A partir das respostas a estas e outras questões compreenderemos se a inteligência artificial acabará por construir novas castas baseadas no domínio informativo, gerando novas formas de exploração e desigualdade ou se, pelo contrário, trará mais igualdade, promovendo uma informação correta e uma maior consciência da transição de época que estamos a atravessar, favorecendo a escuta das múltiplas carências das pessoas e dos povos, num sistema de informação articulado e pluralista. Dum lado, vemos assomar o espetro duma nova escravidão, do outro uma conquista de liberdade; dum lado, a possibilidade de que uns poucos condicionem o pensamento de todos, do outro a possibilidade de que todos participem na elaboração do pensamento.

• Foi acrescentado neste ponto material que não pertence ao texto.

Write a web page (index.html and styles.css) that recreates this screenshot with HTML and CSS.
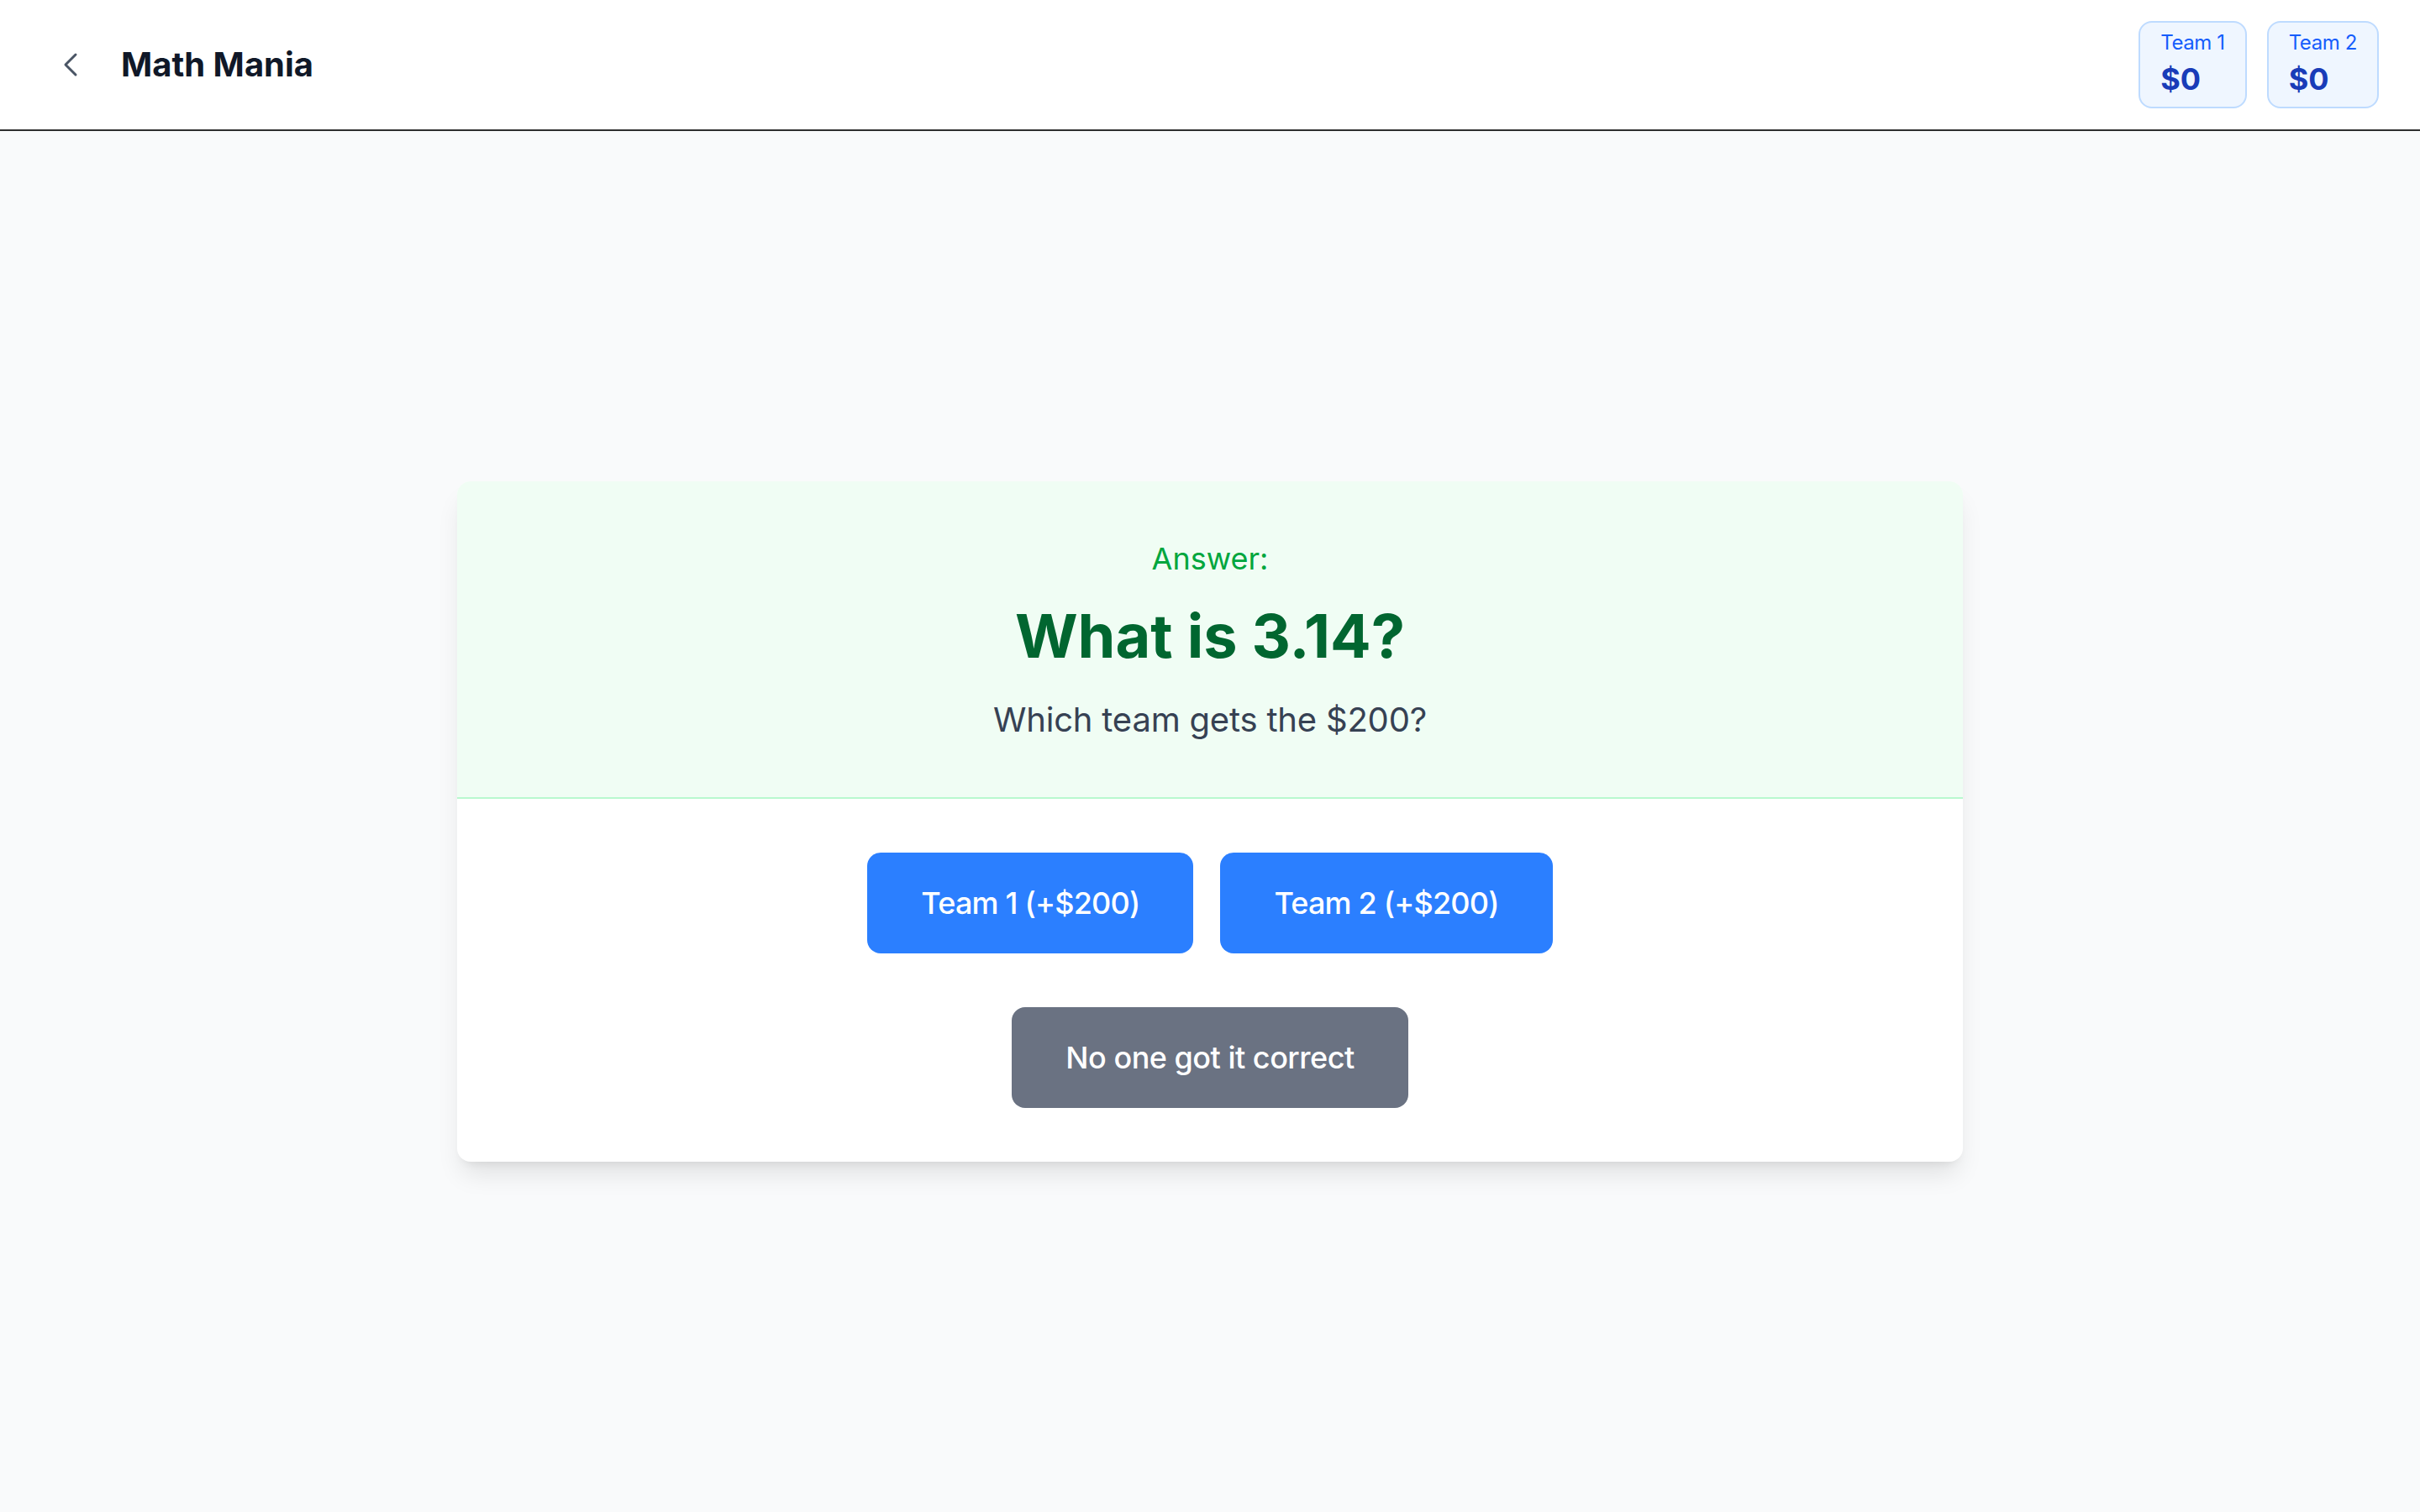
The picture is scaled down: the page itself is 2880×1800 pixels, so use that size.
FILE: index.html
```html
<!DOCTYPE html>
<html lang="en">
<head>
<meta charset="utf-8">
<title>Math Mania</title>
<link rel="stylesheet" href="styles.css">
</head>
<body>
<header class="topbar">
  <div class="topbar-left">
    <button class="back-btn" aria-label="Back">
      <svg width="48" height="48" viewBox="0 0 48 48" fill="none" stroke="#4a5565" stroke-width="3" stroke-linecap="round" stroke-linejoin="round"><polyline points="30,12 18,24 30,36"/></svg>
    </button>
    <h1 class="title">Math Mania</h1>
  </div>
  <div class="scores">
    <div class="score">
      <div class="score-name">Team 1</div>
      <div class="score-value">$0</div>
    </div>
    <div class="score">
      <div class="score-name">Team 2</div>
      <div class="score-value">$0</div>
    </div>
  </div>
</header>
<main class="main">
  <section class="card">
    <div class="answer">
      <div class="answer-label">Answer:</div>
      <h2 class="answer-text">What is 3.14?</h2>
      <p class="answer-question">Which team gets the $200?</p>
    </div>
    <div class="actions">
      <div class="team-row">
        <button class="btn btn-blue">Team 1 (+$200)</button>
        <button class="btn btn-blue">Team 2 (+$200)</button>
      </div>
      <div class="none-row">
        <button class="btn btn-gray">No one got it correct</button>
      </div>
    </div>
  </section>
</main>
</body>
</html>
```
FILE: styles.css
```css
* { box-sizing: border-box; }
html, body { margin: 0; padding: 0; }
body {
  font-family: Inter, "Liberation Sans", sans-serif;
  background: #f9fafb;
  min-height: 100vh;
  display: flex;
  flex-direction: column;
}
.topbar {
  height: 156px;
  background: #ffffff;
  border-bottom: 2px solid #2e2e2e;
  display: flex;
  align-items: center;
  justify-content: space-between;
  padding: 0 49px 0 48px;
}
.topbar-left {
  display: flex;
  align-items: center;
  gap: 24px;
}
.back-btn {
  border: 0;
  background: transparent;
  padding: 12px;
  display: flex;
  cursor: pointer;
}
.title {
  margin: 0;
  font-size: 40px;
  line-height: 56px;
  font-weight: 700;
  color: #101828;
  letter-spacing: 0;
}
.scores {
  display: flex;
  gap: 24px;
}
.score {
  background: #eff6ff;
  border: 2px solid #bedbff;
  border-radius: 16px;
  padding: 8px 24px 6px;
}
.score-name {
  font-size: 24px;
  line-height: 32px;
  color: #155dfc;
  letter-spacing: -0.4px;
}
.score-value {
  font-size: 36px;
  line-height: 54px;
  font-weight: 700;
  color: #193cb8;
}
.main {
  flex: 1;
  display: flex;
  align-items: center;
  justify-content: center;
  padding: 0 32px;
}
.card {
  width: 1792px;
  background: #ffffff;
  border-radius: 16px;
  overflow: hidden;
  box-shadow: 0 20px 30px -6px rgba(0,0,0,0.10), 0 8px 12px -8px rgba(0,0,0,0.10);
}
.answer {
  background: #f0fdf4;
  border-bottom: 2px solid #b9f8cf;
  padding: 64px;
  text-align: center;
}
.answer-label {
  font-size: 36px;
  line-height: 56px;
  color: #00a63e;
  margin-bottom: 24px;
}
.answer-text {
  margin: 0 0 32px;
  font-size: 72px;
  line-height: 80px;
  font-weight: 700;
  color: #016630;
}
.answer-question {
  margin: 0;
  font-size: 40px;
  line-height: 56px;
  color: #364153;
  letter-spacing: -0.2px;
}
.actions {
  padding: 64px;
  display: flex;
  flex-direction: column;
  align-items: center;
  gap: 64px;
}
.team-row {
  display: flex;
  gap: 32px;
  justify-content: center;
}
.none-row {
  display: flex;
  justify-content: center;
}
.btn {
  border: 0;
  border-radius: 16px;
  padding: 32px 64px;
  font-family: inherit;
  font-size: 36px;
  line-height: 56px;
  font-weight: 500;
  color: #ffffff;
  letter-spacing: -0.8px;
  cursor: pointer;
}
.btn-blue { background: #2b7fff; }
.btn-gray { background: #6a7282; letter-spacing: -0.5px; }
```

A resposta não está escrita; depende de nós. Compete ao homem decidir se há de tornar-se alimento para os algoritmos ou nutrir o seu coração de liberdade, sem a qual não se cresce na sabedoria. Esta sabedoria amadurece valorizando o tempo e abraçando as vulnerabilidades. Cresce na aliança entre as gerações, entre quem tem memória do passado e quem tem visão de futuro. Somente juntos é que cresce a capacidade de discernir, vigiar, ver as coisas a partir do seu termo. Para não perder a nossa humanidade, procuremos a Sabedoria que existe antes de todas as coisas (cf. Sir 1, 4), que, passando através dos corações puros, prepara amigos de Deus e profetas (cf. Sab 7, 27): há de ajudar-nos também a orientar os sistemas da inteligência artificial para uma comunicação plenamente humana.
Roma – São João de Latrão, 24 de janeiro de 2024.
[Francisco]
[1] Cartas do Lago de Como (Brescia 52022), 95-97
[2] Em continuidade com as anteriores Mensagens para o Dia Mundial das Comunicações Sociais, dedicadas a «encontrar as pessoas onde estão e como são» (2021), «escutar com o ouvido do coração» (2022) e «falar com o coração» (2023).
[3] Cf. Mensagem para o LII Dia Mundial das Comunicações (2018): «“A verdade vos tornará livres” (Jo 8, 32). Fake news e jornalismo de paz».
[4] Mensagem para o LVII Dia Mundial da Paz: 1 de janeiro de 2024, 8.